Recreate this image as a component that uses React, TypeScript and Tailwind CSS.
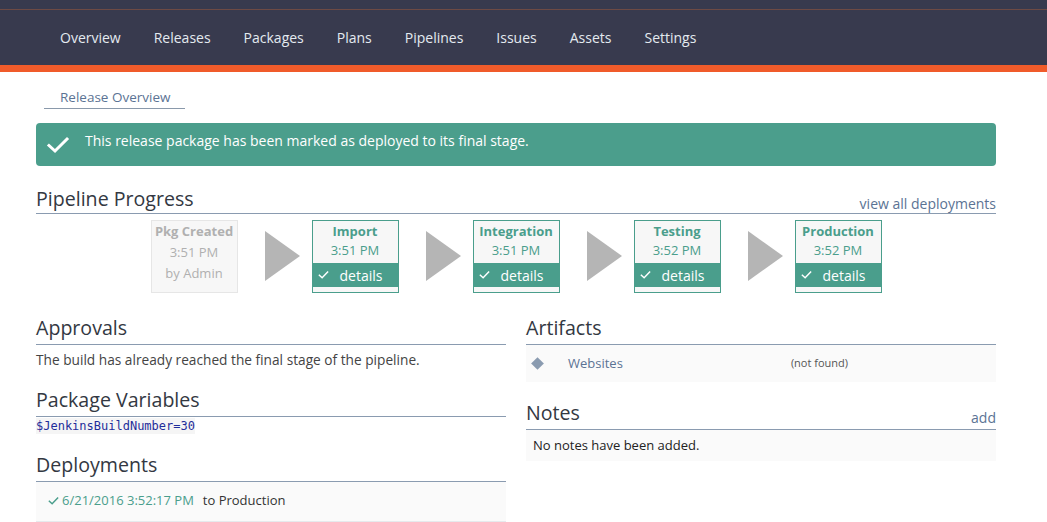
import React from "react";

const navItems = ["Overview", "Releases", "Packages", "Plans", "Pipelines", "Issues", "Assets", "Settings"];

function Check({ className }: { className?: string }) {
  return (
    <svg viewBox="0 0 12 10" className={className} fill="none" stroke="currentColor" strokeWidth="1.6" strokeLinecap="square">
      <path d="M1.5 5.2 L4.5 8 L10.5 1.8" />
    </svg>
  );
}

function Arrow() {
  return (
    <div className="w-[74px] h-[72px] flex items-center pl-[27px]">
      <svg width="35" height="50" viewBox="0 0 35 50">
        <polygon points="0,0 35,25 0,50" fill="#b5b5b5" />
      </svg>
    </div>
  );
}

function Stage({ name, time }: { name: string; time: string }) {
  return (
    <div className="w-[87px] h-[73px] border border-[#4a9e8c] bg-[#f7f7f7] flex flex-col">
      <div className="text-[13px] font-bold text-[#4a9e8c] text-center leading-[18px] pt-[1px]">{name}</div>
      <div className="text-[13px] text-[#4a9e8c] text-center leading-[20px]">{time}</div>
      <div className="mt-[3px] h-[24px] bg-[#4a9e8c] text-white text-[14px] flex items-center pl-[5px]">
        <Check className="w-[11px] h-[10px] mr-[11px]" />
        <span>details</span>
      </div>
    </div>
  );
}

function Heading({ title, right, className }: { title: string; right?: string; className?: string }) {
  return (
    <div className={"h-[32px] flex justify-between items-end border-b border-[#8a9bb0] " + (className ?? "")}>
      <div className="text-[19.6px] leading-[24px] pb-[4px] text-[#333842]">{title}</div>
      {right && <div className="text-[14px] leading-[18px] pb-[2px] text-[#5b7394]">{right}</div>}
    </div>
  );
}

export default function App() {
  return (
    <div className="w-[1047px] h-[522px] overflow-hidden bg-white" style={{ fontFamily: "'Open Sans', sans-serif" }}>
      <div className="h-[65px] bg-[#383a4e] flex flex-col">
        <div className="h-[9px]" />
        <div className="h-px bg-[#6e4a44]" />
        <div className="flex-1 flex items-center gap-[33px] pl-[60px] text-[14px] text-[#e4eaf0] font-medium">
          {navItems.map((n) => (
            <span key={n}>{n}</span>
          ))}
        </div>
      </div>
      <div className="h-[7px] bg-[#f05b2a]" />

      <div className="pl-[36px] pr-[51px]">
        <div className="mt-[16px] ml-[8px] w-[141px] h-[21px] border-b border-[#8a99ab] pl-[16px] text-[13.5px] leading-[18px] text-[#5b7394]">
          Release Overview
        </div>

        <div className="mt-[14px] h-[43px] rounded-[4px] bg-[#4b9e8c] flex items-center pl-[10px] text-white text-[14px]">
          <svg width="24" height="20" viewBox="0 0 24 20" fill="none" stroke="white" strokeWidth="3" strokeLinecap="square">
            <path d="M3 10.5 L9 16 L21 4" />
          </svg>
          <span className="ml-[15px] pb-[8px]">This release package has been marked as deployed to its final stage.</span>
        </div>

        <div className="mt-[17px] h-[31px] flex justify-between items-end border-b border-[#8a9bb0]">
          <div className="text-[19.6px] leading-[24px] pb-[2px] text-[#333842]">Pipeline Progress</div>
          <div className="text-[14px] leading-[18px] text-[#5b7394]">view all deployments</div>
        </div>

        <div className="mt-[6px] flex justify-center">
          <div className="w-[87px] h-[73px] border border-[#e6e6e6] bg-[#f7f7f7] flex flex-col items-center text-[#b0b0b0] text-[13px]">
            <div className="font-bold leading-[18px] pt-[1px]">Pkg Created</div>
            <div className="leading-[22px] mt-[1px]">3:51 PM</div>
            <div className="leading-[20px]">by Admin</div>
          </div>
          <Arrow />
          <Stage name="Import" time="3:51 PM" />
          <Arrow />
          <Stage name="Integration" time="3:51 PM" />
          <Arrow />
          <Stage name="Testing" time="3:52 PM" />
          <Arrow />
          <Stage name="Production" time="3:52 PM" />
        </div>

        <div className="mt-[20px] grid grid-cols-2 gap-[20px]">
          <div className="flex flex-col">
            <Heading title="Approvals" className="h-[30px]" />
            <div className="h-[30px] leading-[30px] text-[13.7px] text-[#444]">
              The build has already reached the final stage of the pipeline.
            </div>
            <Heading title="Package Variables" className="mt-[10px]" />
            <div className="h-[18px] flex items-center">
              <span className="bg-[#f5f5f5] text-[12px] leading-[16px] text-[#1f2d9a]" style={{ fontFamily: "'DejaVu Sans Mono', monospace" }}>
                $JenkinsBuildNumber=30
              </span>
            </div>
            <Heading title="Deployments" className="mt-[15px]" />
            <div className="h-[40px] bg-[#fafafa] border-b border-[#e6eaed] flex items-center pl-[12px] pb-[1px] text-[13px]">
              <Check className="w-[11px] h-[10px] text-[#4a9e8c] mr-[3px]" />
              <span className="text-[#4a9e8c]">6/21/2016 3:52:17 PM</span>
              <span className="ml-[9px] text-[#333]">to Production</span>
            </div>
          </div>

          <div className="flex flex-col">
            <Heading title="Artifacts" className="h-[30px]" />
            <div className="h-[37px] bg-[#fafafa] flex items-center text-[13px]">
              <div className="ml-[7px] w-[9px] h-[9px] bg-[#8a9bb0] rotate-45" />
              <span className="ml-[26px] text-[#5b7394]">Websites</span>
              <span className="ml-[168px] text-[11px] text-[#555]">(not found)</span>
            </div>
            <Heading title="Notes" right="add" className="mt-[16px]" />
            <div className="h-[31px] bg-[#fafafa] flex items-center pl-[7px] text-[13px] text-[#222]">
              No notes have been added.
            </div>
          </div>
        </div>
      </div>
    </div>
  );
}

■ **Given exercise**:
Quote each line of the listing exactly, but leave the pictures out.

■ **Output for this exercise**:
Recreate this image as a component that uses React, TypeScript and Tailwind CSS.
import React from "react";

const navItems = ["Overview", "Releases", "Packages", "Plans", "Pipelines", "Issues", "Assets", "Settings"];

function Check({ className }: { className?: string }) {
  return (
    <svg viewBox="0 0 12 10" className={className} fill="none" stroke="currentColor" strokeWidth="1.6" strokeLinecap="square">
      <path d="M1.5 5.2 L4.5 8 L10.5 1.8" />
    </svg>
  );
}

function Arrow() {
  return (
    <div className="w-[74px] h-[72px] flex items-center pl-[27px]">
      <svg width="35" height="50" viewBox="0 0 35 50">
        <polygon points="0,0 35,25 0,50" fill="#b5b5b5" />
      </svg>
    </div>
  );
}

function Stage({ name, time }: { name: string; time: string }) {
  return (
    <div className="w-[87px] h-[73px] border border-[#4a9e8c] bg-[#f7f7f7] flex flex-col">
      <div className="text-[13px] font-bold text-[#4a9e8c] text-center leading-[18px] pt-[1px]">{name}</div>
      <div className="text-[13px] text-[#4a9e8c] text-center leading-[20px]">{time}</div>
      <div className="mt-[3px] h-[24px] bg-[#4a9e8c] text-white text-[14px] flex items-center pl-[5px]">
        <Check className="w-[11px] h-[10px] mr-[11px]" />
        <span>details</span>
      </div>
    </div>
  );
}

function Heading({ title, right, className }: { title: string; right?: string; className?: string }) {
  return (
    <div className={"h-[32px] flex justify-between items-end border-b border-[#8a9bb0] " + (className ?? "")}>
      <div className="text-[19.6px] leading-[24px] pb-[4px] text-[#333842]">{title}</div>
      {right && <div className="text-[14px] leading-[18px] pb-[2px] text-[#5b7394]">{right}</div>}
    </div>
  );
}

export default function App() {
  return (
    <div className="w-[1047px] h-[522px] overflow-hidden bg-white" style={{ fontFamily: "'Open Sans', sans-serif" }}>
      <div className="h-[65px] bg-[#383a4e] flex flex-col">
        <div className="h-[9px]" />
        <div className="h-px bg-[#6e4a44]" />
        <div className="flex-1 flex items-center gap-[33px] pl-[60px] text-[14px] text-[#e4eaf0] font-medium">
          {navItems.map((n) => (
            <span key={n}>{n}</span>
          ))}
        </div>
      </div>
      <div className="h-[7px] bg-[#f05b2a]" />

      <div className="pl-[36px] pr-[51px]">
        <div className="mt-[16px] ml-[8px] w-[141px] h-[21px] border-b border-[#8a99ab] pl-[16px] text-[13.5px] leading-[18px] text-[#5b7394]">
          Release Overview
        </div>

        <div className="mt-[14px] h-[43px] rounded-[4px] bg-[#4b9e8c] flex items-center pl-[10px] text-white text-[14px]">
          <svg width="24" height="20" viewBox="0 0 24 20" fill="none" stroke="white" strokeWidth="3" strokeLinecap="square">
            <path d="M3 10.5 L9 16 L21 4" />
          </svg>
          <span className="ml-[15px] pb-[8px]">This release package has been marked as deployed to its final stage.</span>
        </div>

        <div className="mt-[17px] h-[31px] flex justify-between items-end border-b border-[#8a9bb0]">
          <div className="text-[19.6px] leading-[24px] pb-[2px] text-[#333842]">Pipeline Progress</div>
          <div className="text-[14px] leading-[18px] text-[#5b7394]">view all deployments</div>
        </div>

        <div className="mt-[6px] flex justify-center">
          <div className="w-[87px] h-[73px] border border-[#e6e6e6] bg-[#f7f7f7] flex flex-col items-center text-[#b0b0b0] text-[13px]">
            <div className="font-bold leading-[18px] pt-[1px]">Pkg Created</div>
            <div className="leading-[22px] mt-[1px]">3:51 PM</div>
            <div className="leading-[20px]">by Admin</div>
          </div>
          <Arrow />
          <Stage name="Import" time="3:51 PM" />
          <Arrow />
          <Stage name="Integration" time="3:51 PM" />
          <Arrow />
          <Stage name="Testing" time="3:52 PM" />
          <Arrow />
          <Stage name="Production" time="3:52 PM" />
        </div>

        <div className="mt-[20px] grid grid-cols-2 gap-[20px]">
          <div className="flex flex-col">
            <Heading title="Approvals" className="h-[30px]" />
            <div className="h-[30px] leading-[30px] text-[13.7px] text-[#444]">
              The build has already reached the final stage of the pipeline.
            </div>
            <Heading title="Package Variables" className="mt-[10px]" />
            <div className="h-[18px] flex items-center">
              <span className="bg-[#f5f5f5] text-[12px] leading-[16px] text-[#1f2d9a]" style={{ fontFamily: "'DejaVu Sans Mono', monospace" }}>
                $JenkinsBuildNumber=30
              </span>
            </div>
            <Heading title="Deployments" className="mt-[15px]" />
            <div className="h-[40px] bg-[#fafafa] border-b border-[#e6eaed] flex items-center pl-[12px] pb-[1px] text-[13px]">
              <Check className="w-[11px] h-[10px] text-[#4a9e8c] mr-[3px]" />
              <span className="text-[#4a9e8c]">6/21/2016 3:52:17 PM</span>
              <span className="ml-[9px] text-[#333]">to Production</span>
            </div>
          </div>

          <div className="flex flex-col">
            <Heading title="Artifacts" className="h-[30px]" />
            <div className="h-[37px] bg-[#fafafa] flex items-center text-[13px]">
              <div className="ml-[7px] w-[9px] h-[9px] bg-[#8a9bb0] rotate-45" />
              <span className="ml-[26px] text-[#5b7394]">Websites</span>
              <span className="ml-[168px] text-[11px] text-[#555]">(not found)</span>
            </div>
            <Heading title="Notes" right="add" className="mt-[16px]" />
            <div className="h-[31px] bg-[#fafafa] flex items-center pl-[7px] text-[13px] text-[#222]">
              No notes have been added.
            </div>
          </div>
        </div>
      </div>
    </div>
  );
}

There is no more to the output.